Depends entirely on the person who is talking
- Most non-computer scientists (muggles) think anything bigger than 1G is big data
- Facebook considers "tens of petabytes" to be a "SMALL data problem"
- One of the biggest problems in industry is people apply tools for "Facebook big data" to "muggle big data", and a major goal of this course is to teach you why this is bad and how to avoid it
- For us, "big data" means:
- managing a cluster of computers to solve a computational problem; if it can be solved on a single computer, it's SMALL data
- all the interesting/applied parts of upper division computer science compressed into a single course
We will work with the following three datasets:
- All geolocated tweets sent from 2017-today, 4 terabytes
- The common crawl of the web since 2008, >1 petabyte
- The internet archive, >50 petabytes as of 2014
By the end of this course, you will build your own "google" search engine. You will manage a cluster of machines that work together to:
- download all the data from the internet
- extract key information from the HTML
- store it in a format suitable for sub 200ms queries
- and serve the data in a webpage
In order to make your search engine scalable, we will use the following technologies:
-
Docker containers
- used to easily deploy code to thousands of computers
- requires concepts from operating systems, networks, architecture; closely related to "virtual machines"

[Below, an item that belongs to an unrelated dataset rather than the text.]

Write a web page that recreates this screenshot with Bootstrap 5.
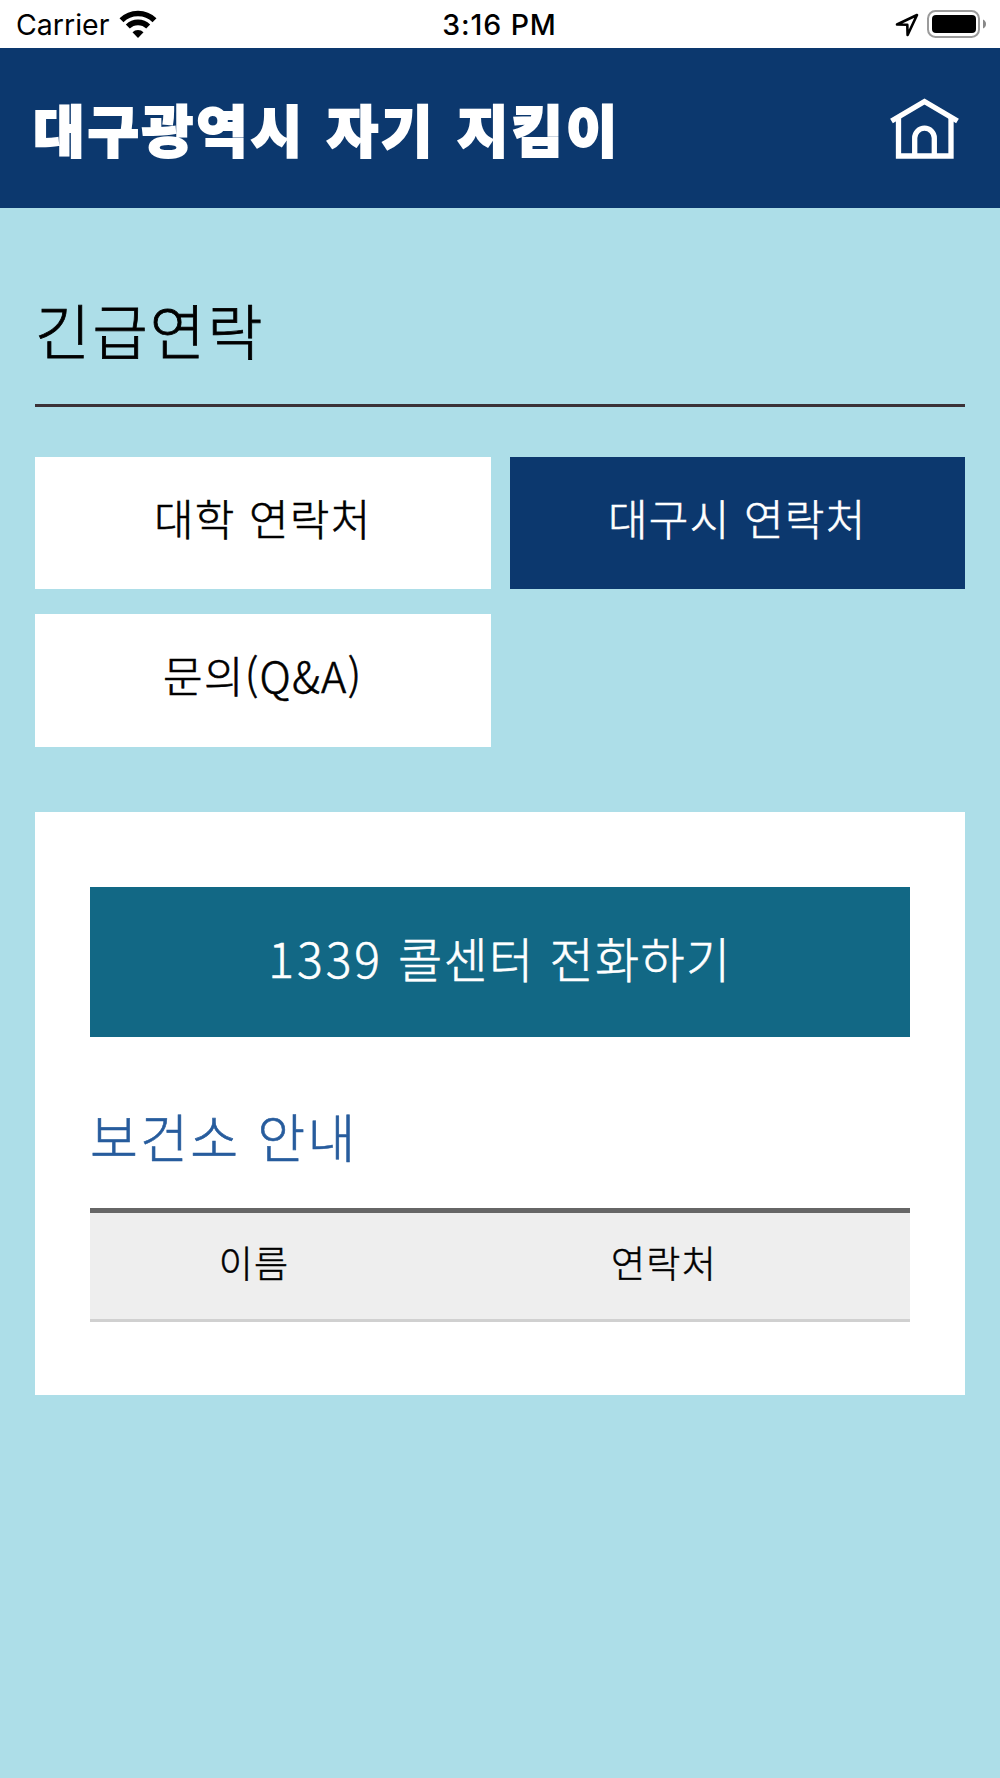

- widely used in industry, see https://stackshare.io/docker
-
Databases
- stores and accesses the data efficiently
- application and database on same computer (SQLite)
- application and database on different computers (Postgres), our focus
- database on a cluster of computers in the same datacenter (Postgres + extensions Postgres-xl and Citus)

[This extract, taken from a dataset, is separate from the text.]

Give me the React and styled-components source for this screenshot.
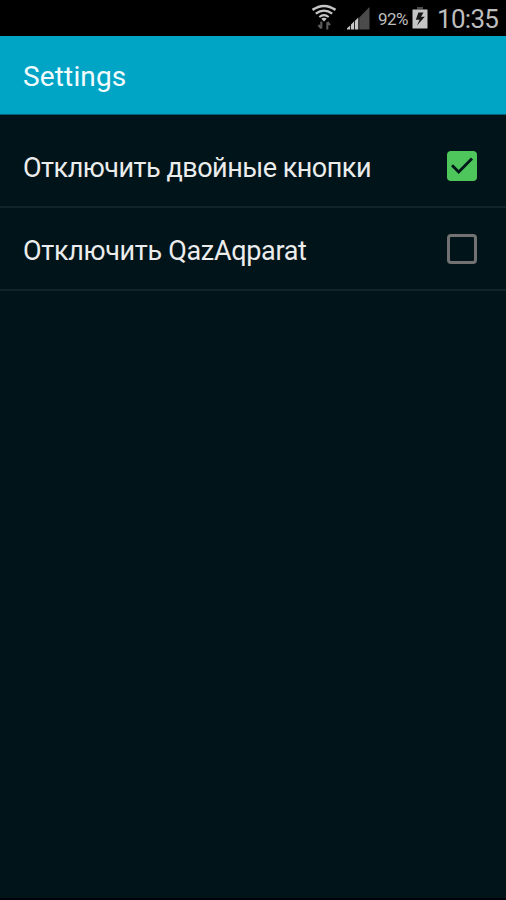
import React, { useState } from 'react';
import styled, { createGlobalStyle } from "styled-components";

const GlobalStyle = createGlobalStyle`
  * {
    box-sizing: border-box;
  }
  body {
    margin: 0;
    background: #00141a;
    font-family: Roboto, "Noto Sans", sans-serif;
  }
`;

const Screen = styled.div`
  width: 506px;
  height: 900px;
  display: flex;
  flex-direction: column;
  background: #00141a;
  border-bottom: 2px solid #00020a;
  overflow: hidden;
`;

const StatusBar = styled.div`
  height: 36px;
  flex: none;
  display: flex;
  align-items: flex-start;
  justify-content: flex-end;
  padding-right: 8px;
  background: #000;
  color: #bdbdbd;
`;

const StatusIcon = styled.svg`
  display: block;
  flex: none;
  margin-right: ${(props) => props.$gap}px;
`;

const Percent = styled.span`
  width: 31px;
  margin-right: 3px;
  font-size: 17px;
  line-height: 38px;
  letter-spacing: -0.6px;
  white-space: nowrap;
`;

const Clock = styled.span`
  width: 61px;
  font-size: 26px;
  line-height: 39px;
  letter-spacing: -0.7px;
  white-space: nowrap;
`;

const Header = styled.header`
  height: 79px;
  flex: none;
  display: flex;
  align-items: center;
  padding: 3px 23px 0;
  background: #00a5c6;
  border-bottom: 1px solid #006378;
`;

const Title = styled.h1`
  margin: 0;
  font-size: 28px;
  font-weight: 400;
  letter-spacing: 0.15px;
  color: #f4fcfe;
`;

const List = styled.div`
  padding-top: 10px;
`;

const Row = styled.div`
  height: 83px;
  display: flex;
  align-items: center;
  justify-content: space-between;
  padding: 2px 29px 0 23px;
  border-bottom: 2px solid #10242a;
  cursor: pointer;
`;

const Label = styled.span`
  padding-top: 2px;
  font-size: 27px;
  letter-spacing: ${(props) => props.$spacing}px;
  color: #ececec;
  white-space: nowrap;
`;

const Box = styled.span`
  width: 30px;
  height: 30px;
  margin-bottom: 1px;
  display: flex;
  align-items: center;
  justify-content: center;
  border-radius: 4px;
  border: ${(props) => (props.$checked ? "none" : "3px solid #727272")};
  background: ${(props) => (props.$checked ? "#4fc65c" : "transparent")};
`;

function WifiIcon() {
  return (
    <StatusIcon $gap={10} width="26" height="36" viewBox="0 0 26 36" fill="none" stroke="#c6c6c6">
      <path d="M1.5 9.9Q13 1.9 24.5 9.9" strokeWidth="2.5" />
      <path d="M4.8 13.6Q13 7.6 21.2 13.6" strokeWidth="2.3" />
      <path d="M8.3 17Q13 13.4 17.7 17" strokeWidth="2.1" />
      <path d="M10.3 18.8Q13 16.6 15.7 18.8L13 21.5Z" fill="#c6c6c6" stroke="none" />
      <path d="M10.3 21.5V28.5M7.4 25L10.2 28.4M16.3 29.5V22.2M19 25.2L16.4 22" stroke="#5c5c5c" strokeWidth="2.1" />
    </StatusIcon>
  );
}

function SignalIcon() {
  return (
    <StatusIcon $gap={8} width="23" height="36" viewBox="0 0 23 36">
      <path d="M12.2 17.5L22.5 7V29.5H12.2Z" fill="#4b4b4b" />
      <path d="M0 29.5V28.2L3.2 25.4V29.5ZM4 29.5V24.5L7 21.5V29.5ZM7.8 29.5V20.9L11.3 17.6V29.5Z" fill="#c6c6c6" />
    </StatusIcon>
  );
}

function BatteryIcon() {
  return (
    <StatusIcon $gap={9} width="16" height="36" viewBox="0 0 16 36">
      <path d="M5 7H11V9.5H5Z" fill="#4b4b4b" />
      <path d="M0.5 9.5H15.5V28.5H0.5Z" fill="#c6c6c6" />
      <path d="M6.4 12.5H11.5L9 16.8H12.8L5 25.5L7.6 19.8H3.8Z" fill="#161616" />
    </StatusIcon>
  );
}

function CheckBox(props) {
  return (
    <Box $checked={props.checked} role="checkbox" aria-checked={props.checked}>
      {props.checked && (
        <svg width="30" height="30" viewBox="0 0 30 30" fill="none">
          <path d="M5 14.3L11.7 21L25 7.4" stroke="#00181b" strokeWidth="2.8" />
        </svg>
      )}
    </Box>
  );
}

const options = [
  { id: "buttons", label: "Отключить двойные кнопки", spacing: -0.5 },
  { id: "qazaqparat", label: "Отключить QazAqparat", spacing: -0.32 },
];

function App() {
  const [values, setValues] = useState({ buttons: true, qazaqparat: false });

  const toggle = (id) => setValues({ ...values, [id]: !values[id] });

  return (
    <Screen>
      <GlobalStyle />
      <StatusBar>
        <WifiIcon />
        <SignalIcon />
        <Percent>92%</Percent>
        <BatteryIcon />
        <Clock>10:35</Clock>
      </StatusBar>
      <Header>
        <Title>Settings</Title>
      </Header>
      <List>
        {options.map((option) => (
          <Row key={option.id} onClick={() => toggle(option.id)}>
            <Label $spacing={option.spacing}>{option.label}</Label>
            <CheckBox checked={values[option.id]} />
          </Row>
        ))}
      </List>
    </Screen>
  );
}

export default App;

- database on a cluster of computers spread throughout the world (YugabyteDB, CocroachDB)
- SQL to manipulate data, python to build applications
- NoSQL (e.g. MongoDB, CouchDB) sucks and you should probably never use it (strongly held personal opinion)
- Postgres implements full text search in 70+ languages using custom libraries I've written
- Postgres widely used in industry, see https://stackshare.io/postgresql
- stores and accesses the data efficiently
-
With these technologies, you can create a fully functioning, highly scalable web business
- former CMC student Biniyam Asnake created the business NextDorm as his senior thesis (slightly different tech stack, but same ideas)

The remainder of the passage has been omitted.